Srs. Deputados, quando falamos em Agenda 2000 e reforma da PAC, é isto que está em causa. É este modelo que acabei de apresentar. Ora, a solução desta questão não é compatível com remendos, com pequenos negócios, com moedas de troca, em que a agricultura e os agricultores portugueses saem sempre a perder.

Aplausos do PCP.

A solução desta questão não é compatível com a renacionalização dos custos da PAC, em que 25% das ajudas directas à produção seriam suportadas pelos orçamentos nacionais. Independentemente da dimensão global concreta que este valor assuma - e que está longe de estar esclarecido -, o princípio da renacionalização é inaceitável para Portugal e põe em causa o princípio da coesão e da solidariedade tão apregoados nos tratados. Porque a renacionalização pode levar a um acréscimo de encargos para o Orçamento nacional, que pode eventualmente chegar a cerca de metade das despesas nacionais actuais com a agricultura; porque a renacionalização, tendo presente as capacidades orçamentais de cada país e o exemplo da dimensão que já hoje assumem as ajudas nacionais por agricultor, conduziria a que se acentuasse o desequilíbrio entre os rendimentos dos agricultores portugueses e dos restantes países; porque a renacionalização desequilibraria ainda mais os apoios às produções, com prejuízo para as culturas mediterrânicas; porque a renacionalização significaria que, durante décadas, os países setentrionais foram apoiados para que as suas agriculturas se desenvolvessem e agora os agricultores portugueses teriam de pagar os custos da irracionalidade da PAC.

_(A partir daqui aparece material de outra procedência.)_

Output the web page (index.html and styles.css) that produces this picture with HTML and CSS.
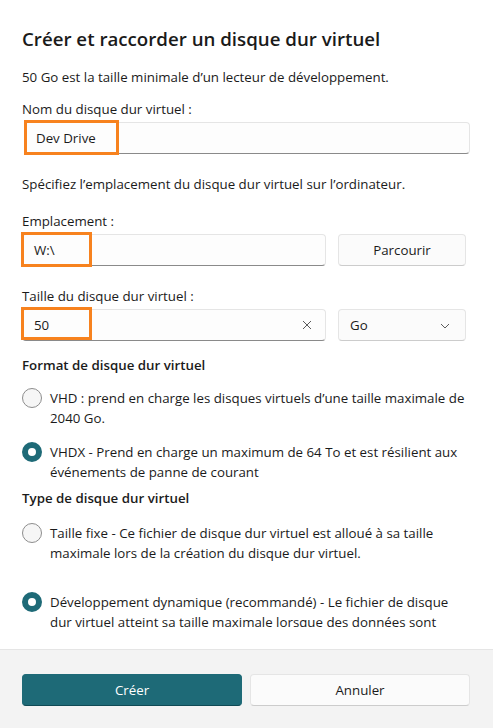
FILE: index.html
```html
<!DOCTYPE html>
<html lang="fr">
<head>
<meta charset="utf-8">
<title>Créer et raccorder un disque dur virtuel</title>
<link rel="stylesheet" href="styles.css">
</head>
<body>
<div class="dialog">
  <div class="content">
    <h1 class="title">Créer et raccorder un disque dur virtuel</h1>
    <p class="text desc">50 Go est la taille minimale d’un lecteur de développement.</p>
    <label class="text label l1">Nom du disque dur virtuel :</label>
    <div class="field full">
      <div class="input">Dev Drive</div>
      <span class="mark mark1"></span>
    </div>
    <p class="text spec">Spécifiez l’emplacement du disque dur virtuel sur l’ordinateur.</p>
    <label class="text label l2">Emplacement :</label>
    <div class="row">
      <div class="field half">
        <div class="input">W:\</div>
        <span class="mark mark2"></span>
      </div>
      <div class="btn side">Parcourir</div>
    </div>
    <label class="text label l3">Taille du disque dur virtuel :</label>
    <div class="row">
      <div class="field half">
        <div class="input">50
          <svg class="clear" width="10" height="10" viewBox="0 0 10 10"><path d="M1 1L9 9M9 1L1 9" stroke="#5c5c5c" stroke-width="1" fill="none"/></svg>
        </div>
        <span class="mark mark3"></span>
      </div>
      <div class="btn side combo">Go
        <svg class="chev" width="10" height="6" viewBox="0 0 10 6"><path d="M1 1L5 5L9 1" stroke="#5c5c5c" stroke-width="1" fill="none"/></svg>
      </div>
    </div>
    <h2 class="text heading h-format">Format de disque dur virtuel</h2>
    <div class="radio r1">
      <span class="dot"></span>
      <span class="rtext">VHD : prend en charge les disques virtuels d’une taille maximale de 2040 Go.</span>
    </div>
    <div class="radio r2">
      <span class="dot on"></span>
      <span class="rtext">VHDX - Prend en charge un maximum de 64 To et est résilient aux événements de panne de courant</span>
    </div>
    <h2 class="text heading h-type">Type de disque dur virtuel</h2>
    <div class="radio r3">
      <span class="dot"></span>
      <span class="rtext">Taille fixe - Ce fichier de disque dur virtuel est alloué à sa taille maximale lors de la création du disque dur virtuel.</span>
    </div>
    <div class="radio r4">
      <span class="dot on"></span>
      <span class="rtext">Développement dynamique (recommandé) - Le fichier de disque dur virtuel atteint sa taille maximale lorsque des données sont écrites sur le disque.</span>
    </div>
  </div>
  <div class="footer">
    <div class="btn primary">Créer</div>
    <div class="btn">Annuler</div>
  </div>
</div>
</body>
</html>
```

FILE: styles.css
```css
* { box-sizing: border-box; }
html, body { margin: 0; padding: 0; }
body {
  width: 493px;
  height: 728px;
  overflow: hidden;
  background: #ffffff;
  font-family: "Open Sans", "Noto Sans", sans-serif;
  font-size: 13.3px;
  color: #1b1b1b;
}
.dialog {
  height: 728px;
  display: flex;
  flex-direction: column;
}
.content {
  height: 627px;
  overflow: hidden;
  padding: 25px 23px 0 22px;
  flex: none;
}
.title {
  margin: 0;
  font-size: 18.7px;
  line-height: 28px;
  font-weight: 600;
  color: #1a1a1a;
}
.text {
  display: block;
  margin: 0;
  line-height: 20px;
  font-size: 13.3px;
  font-weight: 400;
}
.desc { margin-top: 14px; }
.l1 { margin-top: 12px; }
.spec { margin-top: 20px; }
.l2 { margin-top: 17px; }
.l3 { margin-top: 20px; }
.heading { font-weight: 600; }
.h-format { margin-top: 14px; }
.h-type { margin-top: 6px; }

.field { position: relative; margin-top: 3px; }
.full { margin-left: 2px; }
.row {
  display: flex;
  gap: 12px;
  margin-top: 3px;
}
.row .field { margin-top: 0; }
.half { width: 304px; }
.input {
  height: 32px;
  border: 1px solid #e5e5e5;
  border-bottom: 1px solid #8a8a8a;
  border-radius: 4px;
  background: #fdfdfd;
  padding: 0 11px;
  display: flex;
  align-items: center;
  position: relative;
}
.clear { position: absolute; right: 13px; top: 10px; }
.mark {
  position: absolute;
  border: 3px solid #f7821e;
  pointer-events: none;
}
.mark1 { left: 0; top: -2px; width: 95px; height: 35px; }
.mark2 { left: -1px; top: -2px; width: 71px; height: 35px; }
.mark3 { left: -1px; top: -2px; width: 71px; height: 33px; }

.btn {
  height: 32px;
  border: 1px solid #e5e5e5;
  border-bottom-color: #cccccc;
  border-radius: 4px;
  background: #fbfbfb;
  display: flex;
  align-items: center;
  justify-content: center;
  color: #1b1b1b;
}
.side { width: 128px; }
.combo { justify-content: flex-start; padding-left: 11px; position: relative; }
.chev { position: absolute; right: 15px; top: 13px; }

.radio {
  display: flex;
  gap: 8px;
  line-height: 20px;
}
.r1 { margin-top: 13px; }
.r2 { margin-top: 14px; }
.r3 { margin-top: 15px; }
.r4 { margin-top: 29px; }
.dot {
  flex: none;
  width: 20px;
  height: 20px;
  border-radius: 50%;
  border: 1px solid #8d8d8d;
  background: #f6f6f6;
}
.dot.on {
  border: 6px solid #1e6a77;
  background: #ffffff;
}
.rtext { flex: 1; }

.footer {
  flex: 1;
  margin-top: 22px;
  background: #f3f3f3;
  border-top: 1px solid #e5e5e5;
  padding: 24px 23px 0 22px;
  display: grid;
  grid-template-columns: 1fr 1fr;
  column-gap: 8px;
  align-content: start;
}
.footer .btn { height: 32px; }
.primary {
  background: #1e6a77;
  border-color: #1e6a77;
  border-bottom-color: #0f4a55;
  color: #ffffff;
}
```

O Governo português, aliás, deve dizer claramente qual é a orientação que defende nesta matéria e em tudo o que tem a ver com a reforma da PAC. A -proposta da Comissão e a renacionalização é uma boa base de trabalho, como defende o Ministro dos Negócios Estrangeiros e a Secretaria de Estado dos Assuntos Europeus? Ou é inaceitável, como por vezes afirma, para consumo interno, o Ministro da Agricultura, que já chegou a afirmar que esta proposta da PAC só passaria por cima do seu cadáver? Faço votos, Sr. Ministro, para que não tenhamos brevemente mais uma baixa no Governo!